**Requirements**
Extract only the first line of the listing and every line after it up to and including the one with "h-[74px] bg-[#e9e9ed] border-2". Omit the pictures.
====== Data listing ======
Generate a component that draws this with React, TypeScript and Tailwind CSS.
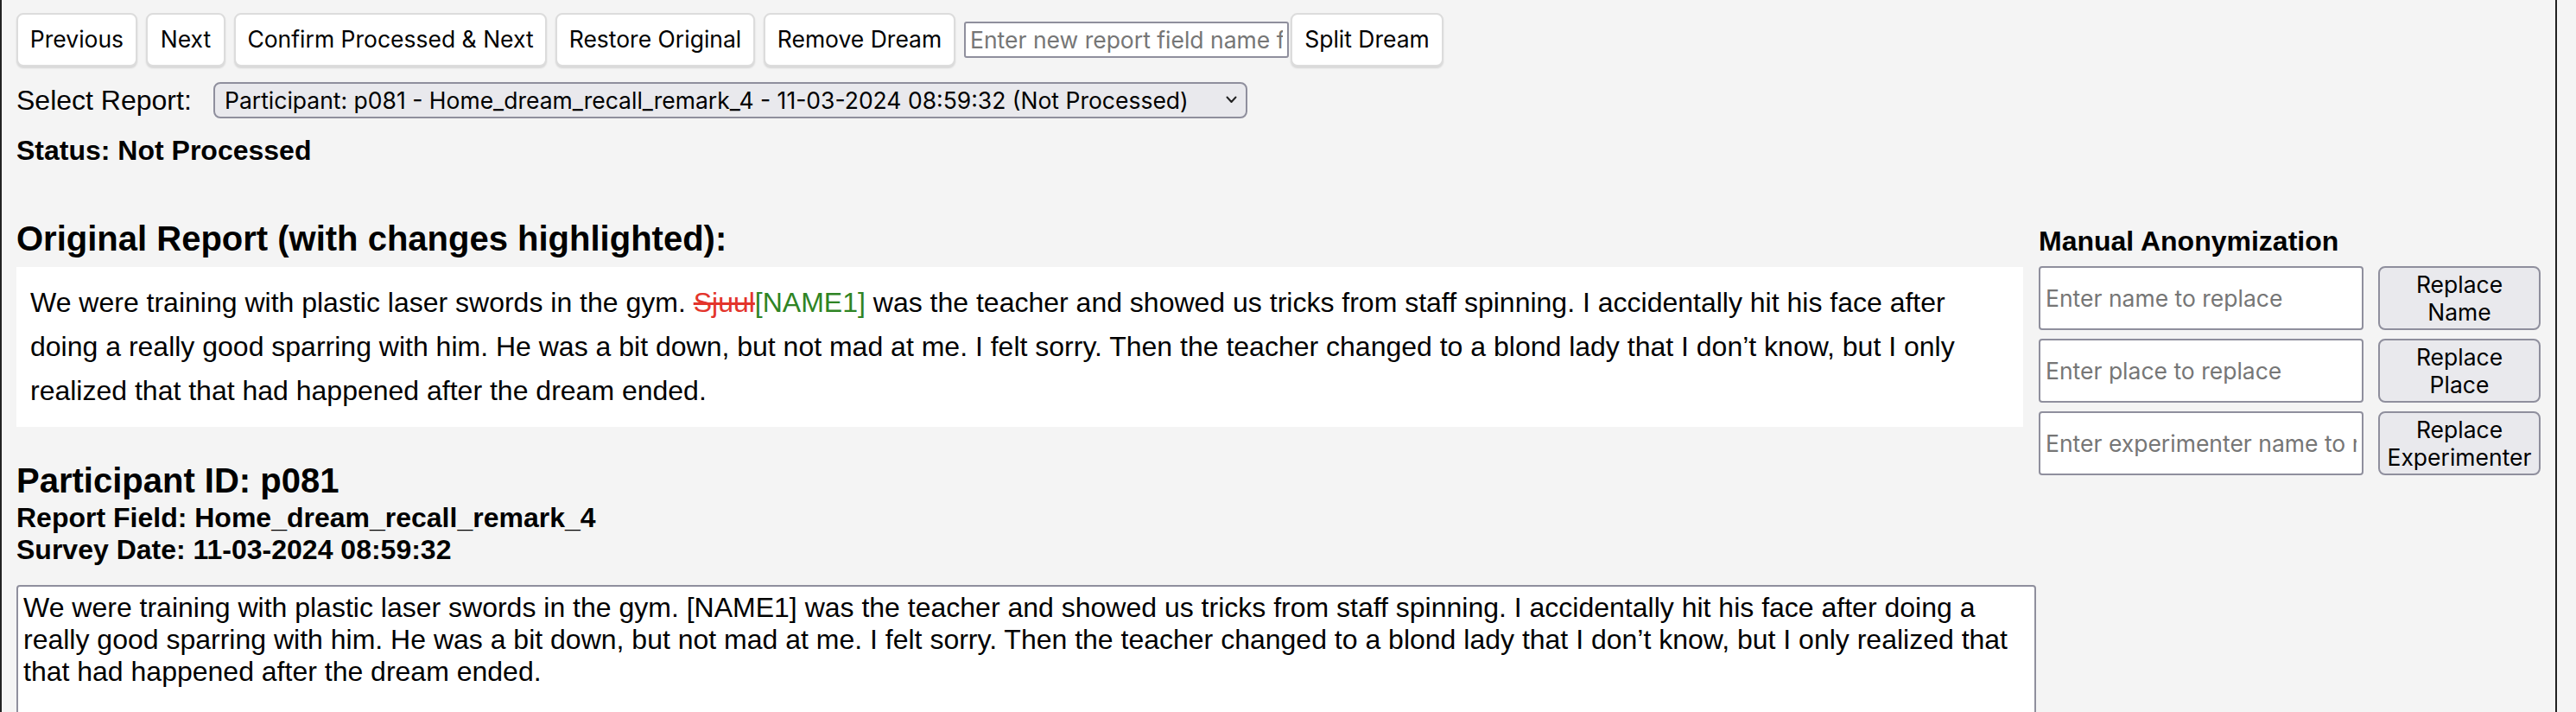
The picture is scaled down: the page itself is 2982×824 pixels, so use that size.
import { useState } from "react";

const reportText =
    "We were training with plastic laser swords in the gym. [NAME1] was the teacher and showed us tricks from staff spinning. I accidentally hit his face after doing a really good sparring with him. He was a bit down, but not mad at me. I felt sorry. Then the teacher changed to a blond lady that I don’t know, but I only realized that that had happened after the dream ended.";

const toolButton =
    "h-[62px] shrink-0 bg-white border-2 border-[#dcdcdc] rounded-[8px] shadow-[0_2px_2px_rgba(0,0,0,0.12)] text-[26.5px] text-black font-['Inter',sans-serif] mr-[10px]";

const sideInput =
    "w-[376px] h-[74px] bg-white border-2 border-[#8f8f9d] rounded-[4px] px-[6px] text-[26.5px] font-['Inter',sans-serif] placeholder:text-[#767676] outline-none";

const sideButton =
    "w-[188px] h-[74px] bg-[#e9e9ed] border-2 border-[#8f8f9d] rounded-[8px] text-[26.5px] leading-[32px] text-black font-['Inter',sans-serif]";

export default function App() {
    const [fieldName, setFieldName] = useState("");
    const [name, setName] = useState("");
    const [place, setPlace] = useState("");
    const [experimenter, setExperimenter] = useState("");
    const [text, setText] = useState(reportText);

    return (
        <div className="min-h-screen bg-[#f4f4f4] font-['Liberation_Sans',Arial,sans-serif] text-black">
            <div className="w-[2960px] min-h-[824px] border-x-2 border-[#222] px-[17px] pt-[15px]">
                {/* toolbar */}
                <div className="flex items-center h-[62px]">
                    <button className={`${toolButton} w-[140px]`}>Previous</button>
                    <button className={`${toolButton} w-[92px]`}>Next</button>
                    <button className={`${toolButton} w-[362px]`}>Confirm Processed &amp; Next</button>
                    <button className={`${toolButton} w-[231px]`}>Restore Original</button>
                    <button className={`${toolButton} w-[222px]`}>Remove Dream</button>
                    <input
                        type="text"
                        placeholder="Enter new report field name for split"
                        value={fieldName}
                        onChange={(e) => setFieldName(e.target.value)}
                        className="w-[376px] h-[42px] bg-white border-2 border-[#8f8f9d] rounded-[3px] px-[5px] text-[26.5px] font-['Inter',sans-serif] placeholder:text-[#767676] outline-none mr-[2px]"
                    />
                    <button className={`${toolButton} w-[177px]`}>Split Dream</button>
                </div>

                {/* report select */}
                <div className="flex items-center h-[42px] mt-[18px]">
                    <label className="text-[32px] w-[228px]">Select Report:</label>
                    <div className="relative">
                        <select className="appearance-none w-[1197px] h-[42px] bg-[#e9e9ed] border-2 border-[#8f8f9d] rounded-[8px] pl-[11px] text-[26.5px] font-['Inter',sans-serif] text-black outline-none">
                            <option>
                                Participant: p081 - Home_dream_recall_remark_4 - 11-03-2024 08:59:32 (Not Processed)
                            </option>
                        </select>
                        <svg
                            className="absolute right-[12px] top-[16px] pointer-events-none"
                            width="13"
                            height="9"
                            viewBox="0 0 13 9"
                            fill="none"
                        >
                            <path d="M1.5 1.5L6.5 7L11.5 1.5" stroke="#222" strokeWidth="2" strokeLinecap="round" strokeLinejoin="round" />
                        </svg>
                    </div>
                </div>

                <p className="mt-[19px] text-[32px] leading-[37px] font-bold">Status: Not Processed</p>

                <div className="flex items-start gap-[18px] mt-[60px]">
                    {/* left column */}
                    <div className="w-[2323px] shrink-0">
                        <h2 className="text-[40px] leading-[46px] font-bold">
                            Original Report (with changes highlighted):
                        </h2>
                        <div className="mt-[10px] bg-white p-[16px] text-[32px] leading-[51px]">
                            We were training with plastic laser swords in the gym.{" "}
                            <span className="text-[#e3342b] line-through decoration-[#e3342b]">Sjuul</span>
                            <span className="text-[#2f8424]">[NAME1]</span> was the teacher and showed us
                            tricks from staff spinning. I accidentally hit his face after doing a really good
                            sparring with him. He was a bit down, but not mad at me. I felt sorry. Then the
                            teacher changed to a blond lady that I don’t know, but I only realized that that
                            had happened after the dream ended.
                        </div>

                        <h3 className="mt-[39px] text-[40px] leading-[46px] font-bold">Participant ID: p081</h3>
                        <p className="mt-[2px] text-[32px] leading-[37px] font-bold">
                            Report Field: Home_dream_recall_remark_4
                        </p>
                        <p className="text-[32px] leading-[37px] font-bold">Survey Date: 11-03-2024 08:59:32</p>

                        <textarea
                            value={text}
                            onChange={(e) => setText(e.target.value)}
                            className="mt-[22px] w-[2338px] h-[300px] bg-white border-2 border-[#8f8f9d] rounded-[4px] px-[6px] py-[6px] text-[32px] leading-[37px] font-['Liberation_Sans',Arial,sans-serif] text-black outline-none resize-none"
                        />
                    </div>

                    {/* manual anonymization */}
                    <div className="w-[581px] shrink-0 mt-[8px]">
                        <h3 className="text-[32px] leading-[37px] font-bold">Manual Anonymization</h3>
                        <div className="mt-[10px] flex flex-col gap-[10px]">
                            <div className="flex gap-[17px]">
                                <input
                                    type="text"
                                    placeholder="Enter name to replace"
                                    value={name}
                                    onChange={(e) => setName(e.target.value)}
                                    className={sideInput}
                                />
                                <button className={sideButton}>
                                    Replace
                                    <br />
                                    Name
                                </button>
                            </div>
                            <div className="flex gap-[17px]">
                                <input
                                    type="text"
                                    placeholder="Enter place to replace"
                                    value={place}
                                    onChange={(e) => setPlace(e.target.value)}
                                    className={sideInput}
                                />
                                <button className={sideButton}>
                                    Replace
                                    <br />
                                    Place
                                </button>
                            </div>
                            <div className="flex gap-[17px]">
                                <input
                                    type="text"
                                    placeholder="Enter experimenter name to replace"
                                    value={experimenter}
                                    onChange={(e) => setExperimenter(e.target.value)}
                                    className={sideInput}
                                />
                                <button className={sideButton}>
                                    Replace
                                    <br />
                                    Experimenter
                                </button>
                            </div>
                        </div>
                    </div>
                </div>
            </div>
        </div>
    );
}
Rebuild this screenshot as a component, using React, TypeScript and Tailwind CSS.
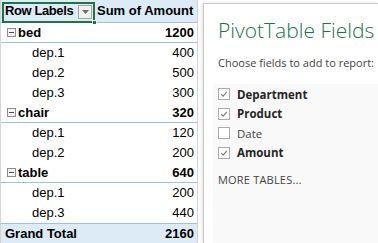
import React from "react";

type Row = { label: string; value: number; kind: "group" | "item" };

const rows: Row[] = [
  { label: "bed", value: 1200, kind: "group" },
  { label: "dep.1", value: 400, kind: "item" },
  { label: "dep.2", value: 500, kind: "item" },
  { label: "dep.3", value: 300, kind: "item" },
  { label: "chair", value: 320, kind: "group" },
  { label: "dep.1", value: 120, kind: "item" },
  { label: "dep.2", value: 200, kind: "item" },
  { label: "table", value: 640, kind: "group" },
  { label: "dep.1", value: 200, kind: "item" },
  { label: "dep.3", value: 440, kind: "item" },
];

const fields = [
  { name: "Department", checked: true },
  { name: "Product", checked: true },
  { name: "Date", checked: false },
  { name: "Amount", checked: true },
];

function MinusBox() {
  return (
    <span className="w-[9px] h-[9px] border border-[#8c8c8c] bg-[#f4f4f4] flex items-center justify-center mr-[2px]">
      <span className="w-[5px] h-px bg-[#4a4a4a]" />
    </span>
  );
}

function Check({ checked }: { checked: boolean }) {
  return (
    <span className="w-[12px] h-[12px] border border-[#ababab] bg-white flex items-center justify-center">
      {checked && (
        <svg width="8" height="8" viewBox="0 0 8 8">
          <path d="M1.2 4.2 L3.1 6.1 L6.8 1.8" stroke="#7a7a7a" strokeWidth="1.1" fill="none" />
        </svg>
      )}
    </span>
  );
}

export default function App() {
  return (
    <div className="w-[378px] h-[243px] overflow-hidden bg-white flex">
      <div className="w-[198px] shrink-0 border-l border-r border-[#d4d4d4] font-['Liberation_Sans',Arial,sans-serif] text-[13px] text-black">
        <div className="relative h-[23px] bg-[#ddebf7] border-b border-[#9bc2e6] flex items-center font-bold">
          <div className="w-[95px] pl-[4px] flex items-center tracking-[-0.4px]">Row Labels</div>
          <div className="flex-1 pl-[1px]">Sum of Amount</div>
          <span className="absolute left-[77px] top-[5px] w-[14px] h-[14px] border border-[#a6a6a6] bg-[#f0f0f0] flex items-center justify-center">
            <svg width="7" height="4" viewBox="0 0 7 4">
              <path d="M0 0 H7 L3.5 4 Z" fill="#6d6d6d" />
            </svg>
          </span>
          <span className="absolute left-[1px] top-[2px] w-[93px] h-[21px] border-2 border-[#217346]" />
          <span className="absolute left-[91px] top-[20px] w-[5px] h-[5px] bg-[#217346] border border-white" />
        </div>
        {rows.map((r, i) => (
          <div
            key={i}
            className={
              r.kind === "group"
                ? "h-[20px] flex items-center font-bold border-b border-[#9bc2e6]"
                : "h-[20px] flex items-center"
            }
          >
            {r.kind === "group" ? (
              <div className="w-[95px] pl-[6px] flex items-center">
                <MinusBox />
                {r.label}
              </div>
            ) : (
              <div className="w-[95px] pl-[31px]">{r.label}</div>
            )}
            <div className="flex-1 text-right pr-[3px]">{r.value}</div>
          </div>
        ))}
        <div className="h-[21px] flex items-center font-bold bg-[#ddebf7] border-t border-[#9bc2e6]">
          <div className="w-[95px] pl-[4px]">Grand Total</div>
          <div className="flex-1 text-right pr-[3px]">2160</div>
        </div>
      </div>
      <div className="w-[5px] shrink-0" />
      <div className="flex-1 mt-[3px] border-l border-t border-[#c8c8c8] shadow-[-1px_0_3px_rgba(0,0,0,0.12)] bg-white font-['Open_Sans','Noto_Sans',sans-serif] flex flex-col">
        <div className="pl-[14px] pt-[12px] text-[21px] font-light text-[#217346] leading-[28px] whitespace-nowrap">
          PivotTable Fields
        </div>
        <div className="pl-[14px] mt-[11px] text-[11px] text-[#444444] whitespace-nowrap">
          Choose fields to add to report:
        </div>
        <div className="ml-[9px] mt-[12px] flex-1 bg-[#f9f9f9] pl-[5px] pt-[1px] flex flex-col">
          {fields.map((f) => (
            <div key={f.name} className="h-[19.5px] flex items-center gap-[7px]">
              <Check checked={f.checked} />
              <span className={f.checked ? "text-[11.5px] font-bold text-[#262626]" : "text-[11.5px] text-[#444444]"}>{f.name}</span>
            </div>
          ))}
          <div className="mt-[9px] text-[11px] text-[#444444] tracking-[0.2px]">MORE TABLES...</div>
        </div>
      </div>
    </div>
  );
}
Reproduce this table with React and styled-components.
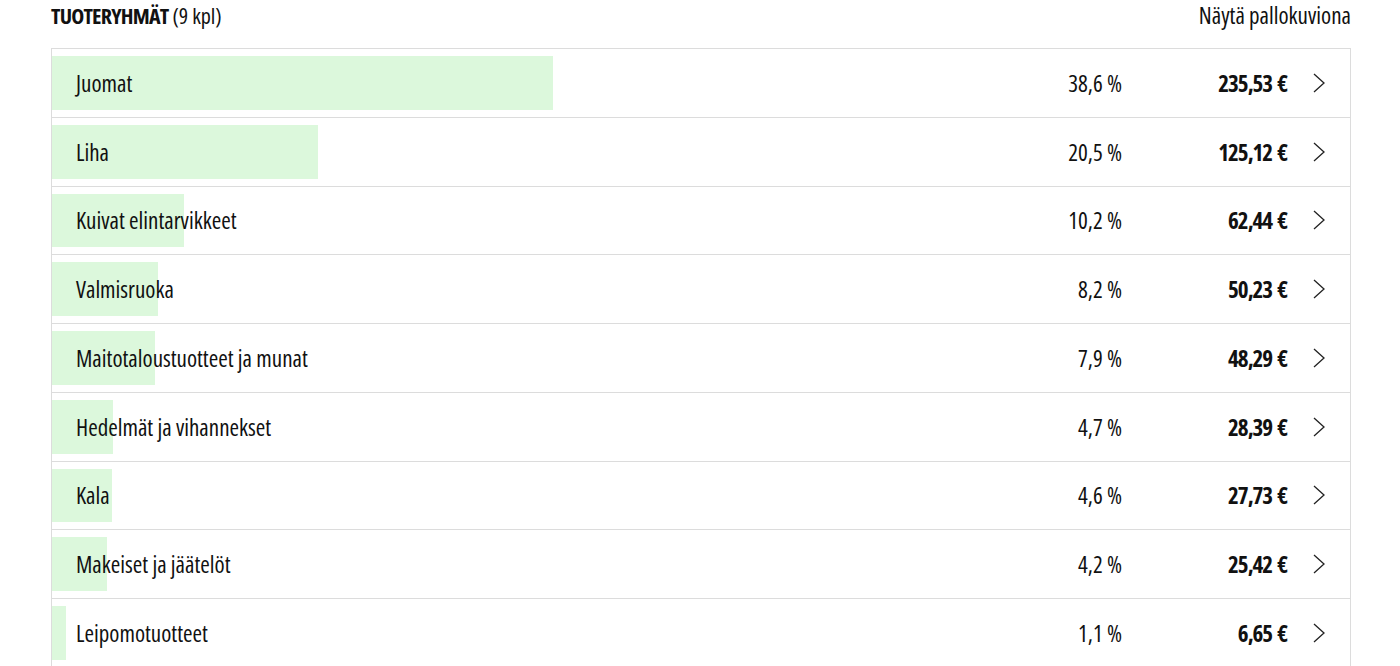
======
**Output of the exercise**
Generate a component that draws this with React, TypeScript and Tailwind CSS.
The picture is scaled down: the page itself is 2982×824 pixels, so use that size.
import { useState } from "react";

const reportText =
    "We were training with plastic laser swords in the gym. [NAME1] was the teacher and showed us tricks from staff spinning. I accidentally hit his face after doing a really good sparring with him. He was a bit down, but not mad at me. I felt sorry. Then the teacher changed to a blond lady that I don’t know, but I only realized that that had happened after the dream ended.";

const toolButton =
    "h-[62px] shrink-0 bg-white border-2 border-[#dcdcdc] rounded-[8px] shadow-[0_2px_2px_rgba(0,0,0,0.12)] text-[26.5px] text-black font-['Inter',sans-serif] mr-[10px]";

const sideInput =
    "w-[376px] h-[74px] bg-white border-2 border-[#8f8f9d] rounded-[4px] px-[6px] text-[26.5px] font-['Inter',sans-serif] placeholder:text-[#767676] outline-none";

const sideButton =
    "w-[188px] h-[74px] bg-[#e9e9ed] border-2 border-[#8f8f9d] rounded-[8px] text-[26.5px] leading-[32px] text-black font-['Inter',sans-serif]";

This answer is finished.